Produce an exact transcription of the listing below, omitting the pictures.

▼

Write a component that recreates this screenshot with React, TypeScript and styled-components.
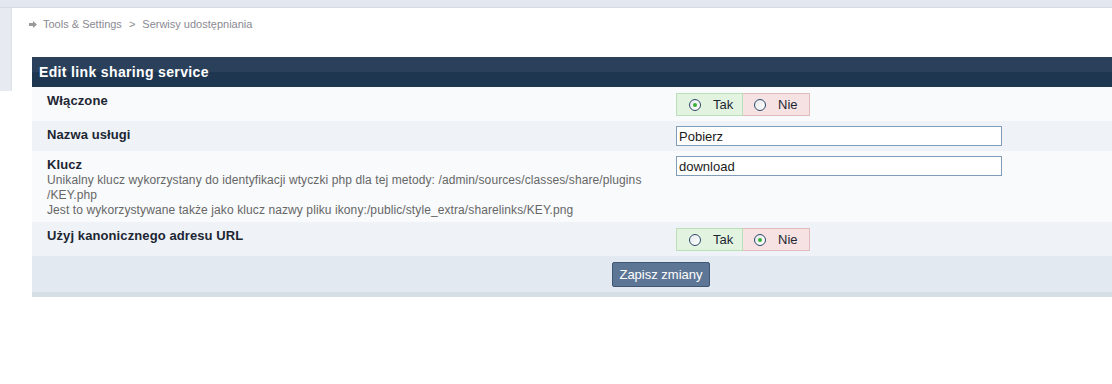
import React from 'react';
import styled, { createGlobalStyle } from 'styled-components';

const GlobalStyle = createGlobalStyle`
  html, body {
    margin: 0;
    padding: 0;
    background: #ffffff;
    overflow: hidden;
  }
  body {
    font-family: "Liberation Sans", Arial, sans-serif;
  }
`;

type Choice = 'yes' | 'no';

export default function App(): JSX.Element {
  return (
    <>
      <GlobalStyle />
      <TopBar />
      <Layout>
        <Sidebar />
        <Main>
          <Breadcrumb>
            <Arrow viewBox="0 0 8 7" aria-hidden="true">
              <path d="M0 2h4V0l4 3.5-4 3.5V5H0z" />
            </Arrow>
            <span>Tools &amp; Settings</span>
            <Sep>&gt;</Sep>
            <span>Serwisy udostępniania</span>
          </Breadcrumb>

          <Panel>
            <PanelTitle>Edit link sharing service</PanelTitle>

            <Row $alt={false}>
              <LabelCell>
                <Label>Włączone</Label>
              </LabelCell>
              <FieldCell>
                <YesNo value="yes" />
              </FieldCell>
            </Row>

            <Row $alt>
              <LabelCell>
                <Label>Nazwa usługi</Label>
              </LabelCell>
              <FieldCell>
                <TextInput defaultValue="Pobierz" />
              </FieldCell>
            </Row>

            <Row $alt={false}>
              <LabelCell>
                <Label>Klucz</Label>
                <Desc>
                  Unikalny klucz wykorzystany do identyfikacji wtyczki php dla tej metody: /admin/sources/classes/share/plugins
                  <br />
                  /KEY.php
                  <br />
                  Jest to wykorzystywane także jako klucz nazwy pliku ikony:/public/style_extra/sharelinks/KEY.png
                </Desc>
              </LabelCell>
              <FieldCell>
                <TextInput defaultValue="download" />
              </FieldCell>
            </Row>

            <Row $alt>
              <LabelCell>
                <Label>Użyj kanonicznego adresu URL</Label>
              </LabelCell>
              <FieldCell>
                <YesNo value="no" />
              </FieldCell>
            </Row>

            <Footer>
              <SaveButton type="button">Zapisz zmiany</SaveButton>
            </Footer>
          </Panel>
        </Main>
      </Layout>
    </>
  );
}

function YesNo({ value }: { value: Choice }): JSX.Element {
  return (
    <Toggle>
      <Option $tone="yes">
        <Radio $checked={value === 'yes'} />
        Tak
      </Option>
      <Option $tone="no">
        <Radio $checked={value === 'no'} />
        Nie
      </Option>
    </Toggle>
  );
}

const TopBar = styled.div`
  height: 7px;
  background: #e3e8f0;
  border-bottom: 1px solid #d4dbe4;
`;

const Layout = styled.div`
  display: flex;
  align-items: flex-start;
`;

const Sidebar = styled.div`
  width: 11px;
  height: 83px;
  flex-shrink: 0;
  background: #e7ebf1;
  border-right: 1px solid #dde3ea;
`;

const Main = styled.div`
  flex: 1;
  padding-left: 17px;
  min-width: 0;
`;

const Breadcrumb = styled.div`
  display: flex;
  align-items: center;
  gap: 6px;
  padding-top: 9px;
  height: 14px;
  margin-bottom: 26px;
  font-size: 11px;
  color: #8a8a92;
`;

const Arrow = styled.svg`
  width: 8px;
  height: 7px;
  fill: #9a9a9a;
`;

const Sep = styled.span`
  padding: 0 1px;
`;

const Panel = styled.div`
  width: 1258px;
  margin-left: 3px;
  border-bottom: 5px solid #d5dde5;
`;

const PanelTitle = styled.div`
  height: 30px;
  line-height: 30px;
  padding-left: 7px;
  background: linear-gradient(to bottom, #2b415b 0, #2b415b 50%, #1f3651 50%, #1f3651 100%);
  color: #ffffff;
  font-size: 14px;
  font-weight: bold;
  letter-spacing: 0.35px;
`;

const Row = styled.div<{ $alt: boolean }>`
  display: grid;
  grid-template-columns: 644px 1fr;
  background: ${(p) => (p.$alt ? '#eff3f7' : '#f8fafc')};
`;

const LabelCell = styled.div`
  padding: 6px 15px 4px 15px;
`;

const FieldCell = styled.div`
  padding: 5px 0 5px 0;
`;

const Label = styled.div`
  font-size: 13px;
  font-weight: bold;
  line-height: 16px;
  color: #1d2633;
  letter-spacing: 0.1px;
`;

const Desc = styled.div`
  font-size: 12px;
  line-height: 15px;
  color: #666666;
  letter-spacing: 0.1px;
`;

const TextInput = styled.input`
  box-sizing: border-box;
  width: 326px;
  height: 20px;
  padding: 0 2px;
  border: 1px solid #7f9db9;
  background: #ffffff;
  font-family: "Liberation Sans", Arial, sans-serif;
  font-size: 13px;
  color: #1a1a1a;
  outline: none;
`;

const Toggle = styled.div`
  display: inline-flex;
  margin-top: 1px;
`;

const Option = styled.label<{ $tone: 'yes' | 'no' }>`
  box-sizing: border-box;
  display: flex;
  align-items: center;
  gap: 12px;
  width: 67px;
  height: 23px;
  padding-left: ${(p) => (p.$tone === 'yes' ? '12px' : '11px')};
  font-size: 13px;
  color: #1d2633;
  background: ${(p) => (p.$tone === 'yes' ? '#e2f4e0' : '#f6e2e2')};
  border: 1px solid ${(p) => (p.$tone === 'yes' ? '#bbe0b8' : '#e2bcbc')};
  border-left-width: ${(p) => (p.$tone === 'yes' ? '1px' : '0')};
`;

const Radio = styled.span<{ $checked: boolean }>`
  box-sizing: border-box;
  position: relative;
  width: 12px;
  height: 12px;
  border-radius: 50%;
  border: 1px solid #2f4a6b;
  background: linear-gradient(135deg, #e6e8ec, #ffffff);
  flex-shrink: 0;

  &::after {
    content: '';
    display: ${(p) => (p.$checked ? 'block' : 'none')};
    position: absolute;
    left: 3px;
    top: 3px;
    width: 4px;
    height: 4px;
    border-radius: 50%;
    background: #37b037;
  }
`;

const Footer = styled.div`
  display: flex;
  justify-content: center;
  padding: 6px 0 5px 0;
  background: #e3e9f0;
`;

const SaveButton = styled.button`
  height: 25px;
  padding: 0 6px;
  border: 1px solid #3f5675;
  border-radius: 2px;
  background: #5e7695;
  color: #ffffff;
  font-family: "Liberation Sans", Arial, sans-serif;
  font-size: 13px;
  cursor: pointer;
`;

▲

THE SOLUTION -
Write a component that recreates this screenshot with React, TypeScript and styled-components.
import React from 'react';
import styled, { createGlobalStyle } from 'styled-components';

const GlobalStyle = createGlobalStyle`
  html, body {
    margin: 0;
    padding: 0;
    background: #ffffff;
    overflow: hidden;
  }
  body {
    font-family: "Liberation Sans", Arial, sans-serif;
  }
`;

type Choice = 'yes' | 'no';

export default function App(): JSX.Element {
  return (
    <>
      <GlobalStyle />
      <TopBar />
      <Layout>
        <Sidebar />
        <Main>
          <Breadcrumb>
            <Arrow viewBox="0 0 8 7" aria-hidden="true">
              <path d="M0 2h4V0l4 3.5-4 3.5V5H0z" />
            </Arrow>
            <span>Tools &amp; Settings</span>
            <Sep>&gt;</Sep>
            <span>Serwisy udostępniania</span>
          </Breadcrumb>

          <Panel>
            <PanelTitle>Edit link sharing service</PanelTitle>

            <Row $alt={false}>
              <LabelCell>
                <Label>Włączone</Label>
              </LabelCell>
              <FieldCell>
                <YesNo value="yes" />
              </FieldCell>
            </Row>

            <Row $alt>
              <LabelCell>
                <Label>Nazwa usługi</Label>
              </LabelCell>
              <FieldCell>
                <TextInput defaultValue="Pobierz" />
              </FieldCell>
            </Row>

            <Row $alt={false}>
              <LabelCell>
                <Label>Klucz</Label>
                <Desc>
                  Unikalny klucz wykorzystany do identyfikacji wtyczki php dla tej metody: /admin/sources/classes/share/plugins
                  <br />
                  /KEY.php
                  <br />
                  Jest to wykorzystywane także jako klucz nazwy pliku ikony:/public/style_extra/sharelinks/KEY.png
                </Desc>
              </LabelCell>
              <FieldCell>
                <TextInput defaultValue="download" />
              </FieldCell>
            </Row>

            <Row $alt>
              <LabelCell>
                <Label>Użyj kanonicznego adresu URL</Label>
              </LabelCell>
              <FieldCell>
                <YesNo value="no" />
              </FieldCell>
            </Row>

            <Footer>
              <SaveButton type="button">Zapisz zmiany</SaveButton>
            </Footer>
          </Panel>
        </Main>
      </Layout>
    </>
  );
}

function YesNo({ value }: { value: Choice }): JSX.Element {
  return (
    <Toggle>
      <Option $tone="yes">
        <Radio $checked={value === 'yes'} />
        Tak
      </Option>
      <Option $tone="no">
        <Radio $checked={value === 'no'} />
        Nie
      </Option>
    </Toggle>
  );
}

const TopBar = styled.div`
  height: 7px;
  background: #e3e8f0;
  border-bottom: 1px solid #d4dbe4;
`;

const Layout = styled.div`
  display: flex;
  align-items: flex-start;
`;

const Sidebar = styled.div`
  width: 11px;
  height: 83px;
  flex-shrink: 0;
  background: #e7ebf1;
  border-right: 1px solid #dde3ea;
`;

const Main = styled.div`
  flex: 1;
  padding-left: 17px;
  min-width: 0;
`;

const Breadcrumb = styled.div`
  display: flex;
  align-items: center;
  gap: 6px;
  padding-top: 9px;
  height: 14px;
  margin-bottom: 26px;
  font-size: 11px;
  color: #8a8a92;
`;

const Arrow = styled.svg`
  width: 8px;
  height: 7px;
  fill: #9a9a9a;
`;

const Sep = styled.span`
  padding: 0 1px;
`;

const Panel = styled.div`
  width: 1258px;
  margin-left: 3px;
  border-bottom: 5px solid #d5dde5;
`;

const PanelTitle = styled.div`
  height: 30px;
  line-height: 30px;
  padding-left: 7px;
  background: linear-gradient(to bottom, #2b415b 0, #2b415b 50%, #1f3651 50%, #1f3651 100%);
  color: #ffffff;
  font-size: 14px;
  font-weight: bold;
  letter-spacing: 0.35px;
`;

const Row = styled.div<{ $alt: boolean }>`
  display: grid;
  grid-template-columns: 644px 1fr;
  background: ${(p) => (p.$alt ? '#eff3f7' : '#f8fafc')};
`;

const LabelCell = styled.div`
  padding: 6px 15px 4px 15px;
`;

const FieldCell = styled.div`
  padding: 5px 0 5px 0;
`;

const Label = styled.div`
  font-size: 13px;
  font-weight: bold;
  line-height: 16px;
  color: #1d2633;
  letter-spacing: 0.1px;
`;

const Desc = styled.div`
  font-size: 12px;
  line-height: 15px;
  color: #666666;
  letter-spacing: 0.1px;
`;

const TextInput = styled.input`
  box-sizing: border-box;
  width: 326px;
  height: 20px;
  padding: 0 2px;
  border: 1px solid #7f9db9;
  background: #ffffff;
  font-family: "Liberation Sans", Arial, sans-serif;
  font-size: 13px;
  color: #1a1a1a;
  outline: none;
`;

const Toggle = styled.div`
  display: inline-flex;
  margin-top: 1px;
`;

const Option = styled.label<{ $tone: 'yes' | 'no' }>`
  box-sizing: border-box;
  display: flex;
  align-items: center;
  gap: 12px;
  width: 67px;
  height: 23px;
  padding-left: ${(p) => (p.$tone === 'yes' ? '12px' : '11px')};
  font-size: 13px;
  color: #1d2633;
  background: ${(p) => (p.$tone === 'yes' ? '#e2f4e0' : '#f6e2e2')};
  border: 1px solid ${(p) => (p.$tone === 'yes' ? '#bbe0b8' : '#e2bcbc')};
  border-left-width: ${(p) => (p.$tone === 'yes' ? '1px' : '0')};
`;

const Radio = styled.span<{ $checked: boolean }>`
  box-sizing: border-box;
  position: relative;
  width: 12px;
  height: 12px;
  border-radius: 50%;
  border: 1px solid #2f4a6b;
  background: linear-gradient(135deg, #e6e8ec, #ffffff);
  flex-shrink: 0;

  &::after {
    content: '';
    display: ${(p) => (p.$checked ? 'block' : 'none')};
    position: absolute;
    left: 3px;
    top: 3px;
    width: 4px;
    height: 4px;
    border-radius: 50%;
    background: #37b037;
  }
`;

const Footer = styled.div`
  display: flex;
  justify-content: center;
  padding: 6px 0 5px 0;
  background: #e3e9f0;
`;

const SaveButton = styled.button`
  height: 25px;
  padding: 0 6px;
  border: 1px solid #3f5675;
  border-radius: 2px;
  background: #5e7695;
  color: #ffffff;
  font-family: "Liberation Sans", Arial, sans-serif;
  font-size: 13px;
  cursor: pointer;
`;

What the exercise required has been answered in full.